Bir Lojistik şirketi bu gün genel bir depo yapmaya kalkışsa en basit haliyle bile milyon dolarları görmemek içten bile değil, kaldı ki depo yeri seçiminde arazinin konumu da oldukça önemli olduğundan maliyetler çoğu durumda içinden çıkılmaz bir hal alabiliyor. Yine de bu durumlara rağmen depo yatırımlarına devam eden şirketler demek ki daha profesyonel ve ileriye yönelik talep planlamalarını çok iyi organize ederek bu yatırımları gerçekleştiriyorlar.

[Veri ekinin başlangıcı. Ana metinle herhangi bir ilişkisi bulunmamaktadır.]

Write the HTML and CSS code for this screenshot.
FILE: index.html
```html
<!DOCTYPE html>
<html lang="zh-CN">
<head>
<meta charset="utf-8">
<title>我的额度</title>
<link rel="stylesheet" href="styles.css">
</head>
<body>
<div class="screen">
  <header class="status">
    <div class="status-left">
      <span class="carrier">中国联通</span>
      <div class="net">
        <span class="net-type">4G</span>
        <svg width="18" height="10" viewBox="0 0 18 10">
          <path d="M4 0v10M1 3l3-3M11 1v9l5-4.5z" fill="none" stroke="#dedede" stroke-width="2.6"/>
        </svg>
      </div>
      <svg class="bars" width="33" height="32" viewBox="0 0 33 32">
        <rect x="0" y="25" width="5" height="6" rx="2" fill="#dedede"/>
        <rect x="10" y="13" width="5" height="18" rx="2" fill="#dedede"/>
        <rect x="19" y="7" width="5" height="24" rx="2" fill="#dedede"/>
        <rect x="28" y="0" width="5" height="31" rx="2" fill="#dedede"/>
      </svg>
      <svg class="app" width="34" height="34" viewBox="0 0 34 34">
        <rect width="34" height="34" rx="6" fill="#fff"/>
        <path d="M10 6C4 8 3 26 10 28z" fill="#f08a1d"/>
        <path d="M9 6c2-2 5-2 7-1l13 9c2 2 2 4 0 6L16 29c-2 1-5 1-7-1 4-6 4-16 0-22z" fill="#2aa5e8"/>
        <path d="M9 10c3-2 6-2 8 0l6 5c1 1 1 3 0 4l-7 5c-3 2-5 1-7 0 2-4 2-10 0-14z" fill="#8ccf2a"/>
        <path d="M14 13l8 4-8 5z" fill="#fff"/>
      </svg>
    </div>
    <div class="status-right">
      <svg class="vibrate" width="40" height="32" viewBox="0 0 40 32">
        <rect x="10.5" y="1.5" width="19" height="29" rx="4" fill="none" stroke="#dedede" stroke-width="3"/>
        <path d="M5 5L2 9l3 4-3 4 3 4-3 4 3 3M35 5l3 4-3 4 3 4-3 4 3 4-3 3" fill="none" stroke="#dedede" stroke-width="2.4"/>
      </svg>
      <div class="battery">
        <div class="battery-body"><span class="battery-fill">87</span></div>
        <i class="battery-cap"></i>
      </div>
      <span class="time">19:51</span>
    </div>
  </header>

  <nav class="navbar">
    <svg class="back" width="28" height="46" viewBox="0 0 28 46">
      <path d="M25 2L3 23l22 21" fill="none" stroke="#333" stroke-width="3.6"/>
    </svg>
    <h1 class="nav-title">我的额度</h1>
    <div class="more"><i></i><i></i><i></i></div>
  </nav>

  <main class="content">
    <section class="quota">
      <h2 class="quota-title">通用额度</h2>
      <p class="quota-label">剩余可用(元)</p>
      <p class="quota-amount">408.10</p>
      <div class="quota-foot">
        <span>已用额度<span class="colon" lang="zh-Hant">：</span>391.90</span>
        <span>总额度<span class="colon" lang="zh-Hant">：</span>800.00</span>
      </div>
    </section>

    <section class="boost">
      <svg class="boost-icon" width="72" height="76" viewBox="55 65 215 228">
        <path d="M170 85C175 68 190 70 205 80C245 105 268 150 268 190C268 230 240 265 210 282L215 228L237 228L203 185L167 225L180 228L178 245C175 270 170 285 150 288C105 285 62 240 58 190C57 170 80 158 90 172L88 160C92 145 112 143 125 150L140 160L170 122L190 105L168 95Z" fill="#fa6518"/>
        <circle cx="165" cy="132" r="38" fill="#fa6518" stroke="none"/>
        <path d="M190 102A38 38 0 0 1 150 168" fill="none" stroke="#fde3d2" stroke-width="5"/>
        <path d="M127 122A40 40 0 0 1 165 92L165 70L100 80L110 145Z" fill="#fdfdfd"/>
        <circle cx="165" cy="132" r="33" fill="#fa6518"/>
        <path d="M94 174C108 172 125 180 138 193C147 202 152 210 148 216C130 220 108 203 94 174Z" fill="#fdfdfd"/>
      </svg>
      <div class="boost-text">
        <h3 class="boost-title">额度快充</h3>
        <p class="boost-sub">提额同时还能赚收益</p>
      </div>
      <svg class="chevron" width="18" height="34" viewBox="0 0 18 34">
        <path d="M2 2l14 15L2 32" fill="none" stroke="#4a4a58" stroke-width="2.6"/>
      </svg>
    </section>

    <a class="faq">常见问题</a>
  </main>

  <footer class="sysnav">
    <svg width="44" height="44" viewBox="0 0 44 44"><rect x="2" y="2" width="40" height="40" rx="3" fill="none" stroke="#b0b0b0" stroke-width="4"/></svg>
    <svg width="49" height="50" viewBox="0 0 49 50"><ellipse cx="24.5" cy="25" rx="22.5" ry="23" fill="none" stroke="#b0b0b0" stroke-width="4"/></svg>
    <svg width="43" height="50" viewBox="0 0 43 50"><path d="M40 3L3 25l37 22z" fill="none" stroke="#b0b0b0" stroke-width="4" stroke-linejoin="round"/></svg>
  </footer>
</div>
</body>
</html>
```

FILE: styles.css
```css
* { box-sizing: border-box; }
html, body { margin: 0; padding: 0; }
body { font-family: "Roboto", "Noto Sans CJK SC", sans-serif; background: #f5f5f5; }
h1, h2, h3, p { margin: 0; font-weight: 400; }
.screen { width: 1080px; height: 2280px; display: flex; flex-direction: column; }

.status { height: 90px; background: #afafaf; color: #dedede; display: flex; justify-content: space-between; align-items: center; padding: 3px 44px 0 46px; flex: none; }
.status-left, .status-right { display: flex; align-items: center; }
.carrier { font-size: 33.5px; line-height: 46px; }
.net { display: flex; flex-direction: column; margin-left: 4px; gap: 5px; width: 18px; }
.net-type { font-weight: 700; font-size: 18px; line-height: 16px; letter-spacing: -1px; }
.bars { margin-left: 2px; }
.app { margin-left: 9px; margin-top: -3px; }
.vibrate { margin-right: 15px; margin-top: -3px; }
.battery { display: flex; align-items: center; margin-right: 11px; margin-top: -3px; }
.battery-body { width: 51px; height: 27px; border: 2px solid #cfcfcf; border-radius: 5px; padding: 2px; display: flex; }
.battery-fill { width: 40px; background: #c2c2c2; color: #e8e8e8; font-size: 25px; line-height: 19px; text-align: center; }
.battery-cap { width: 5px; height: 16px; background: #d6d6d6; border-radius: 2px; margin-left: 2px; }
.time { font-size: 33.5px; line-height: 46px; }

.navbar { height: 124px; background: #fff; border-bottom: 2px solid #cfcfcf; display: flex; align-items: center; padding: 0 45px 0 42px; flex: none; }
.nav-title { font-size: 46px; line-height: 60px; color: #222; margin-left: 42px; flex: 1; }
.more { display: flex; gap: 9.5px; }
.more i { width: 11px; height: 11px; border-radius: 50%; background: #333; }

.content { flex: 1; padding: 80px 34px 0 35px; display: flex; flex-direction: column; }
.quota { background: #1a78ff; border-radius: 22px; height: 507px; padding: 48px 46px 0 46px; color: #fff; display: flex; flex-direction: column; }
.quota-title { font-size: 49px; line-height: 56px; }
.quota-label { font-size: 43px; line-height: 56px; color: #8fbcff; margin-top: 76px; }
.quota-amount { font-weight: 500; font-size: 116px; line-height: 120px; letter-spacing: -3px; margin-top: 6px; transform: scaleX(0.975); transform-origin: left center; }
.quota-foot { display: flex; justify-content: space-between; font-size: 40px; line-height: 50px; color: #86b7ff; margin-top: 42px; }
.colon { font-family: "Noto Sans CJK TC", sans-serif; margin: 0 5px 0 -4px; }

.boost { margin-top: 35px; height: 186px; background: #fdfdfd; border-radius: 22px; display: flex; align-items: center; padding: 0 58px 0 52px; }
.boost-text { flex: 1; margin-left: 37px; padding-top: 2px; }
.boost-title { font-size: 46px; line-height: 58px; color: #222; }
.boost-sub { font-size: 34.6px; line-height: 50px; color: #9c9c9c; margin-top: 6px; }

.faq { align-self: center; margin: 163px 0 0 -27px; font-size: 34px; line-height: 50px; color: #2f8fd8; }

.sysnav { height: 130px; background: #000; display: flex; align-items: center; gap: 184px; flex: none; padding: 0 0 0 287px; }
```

Günümüzde Depo; malların bekletildiği bir yer olmaktan daha fazla bir anlam ifade ediyor. Depoya gelen mallar müşteri istekleri doğrultusunda onlara sunum için çeşitli işlemlere tabi tutulmanın yanında, niteliklerine göre depolanıp uygun şartlarda saklanıyorlar. Piyasa da oluşabilecek talep dalgalanmalarına en hızlı şekilde cevap verecek biçimde hazır bir şekilde bekletilip gerektiğinde kontrol ve uygunlukları da denetlenebiliyor. Tüm bunların yanında müşteriden gelen siparişlere göre farklı ürün grupları tek bir sevkiyat için hazır hale getirilip, istenilen zamanda adresinde olması için sevkiyat planlaması da bu noktalardan yapılarak ürünler tüketicilere ulaşıyorlar. İşte depolarda verilen bu tip hizmetler her ne kadar dışarıdan basit gibi görünse de depolar lojistik operasyon içerisinde büyük bir rol oynuyor.
Durum böyle olunca depo yatırımı yapmadan önce bir defa değil, bir çok kez düşünmek gerekli. Aksi durumda yukarı da saydığım oranları büyütmenin dışında yapılan yatırımın bir etkisi olmaz. Yapılacak bir depo yatırımı ileriye yönelik firma hedefleriyle ne şekilde bağdaşıyor? Yapılacak depo müşteri portföyümüzün ne kadarlık bir kısmının ihtiyaçlarını cevap verir nitelikte? gibi benzeri soruların cevabı iyice araştırılarak yatırımlara öyle başlamak gerekli. Günümüzde faaliyette olan depoların bir kısmı malesef yanlış yollarla yönetilip eski ekipmanlarla hizmet verdiği için doluluk oranları gittikçe düşmekte ve onların yerini ise modern yöntemlerle inşa edilmiş, ve her türlü müşteri ihtiyacına cevap verebilecek depolar almakta.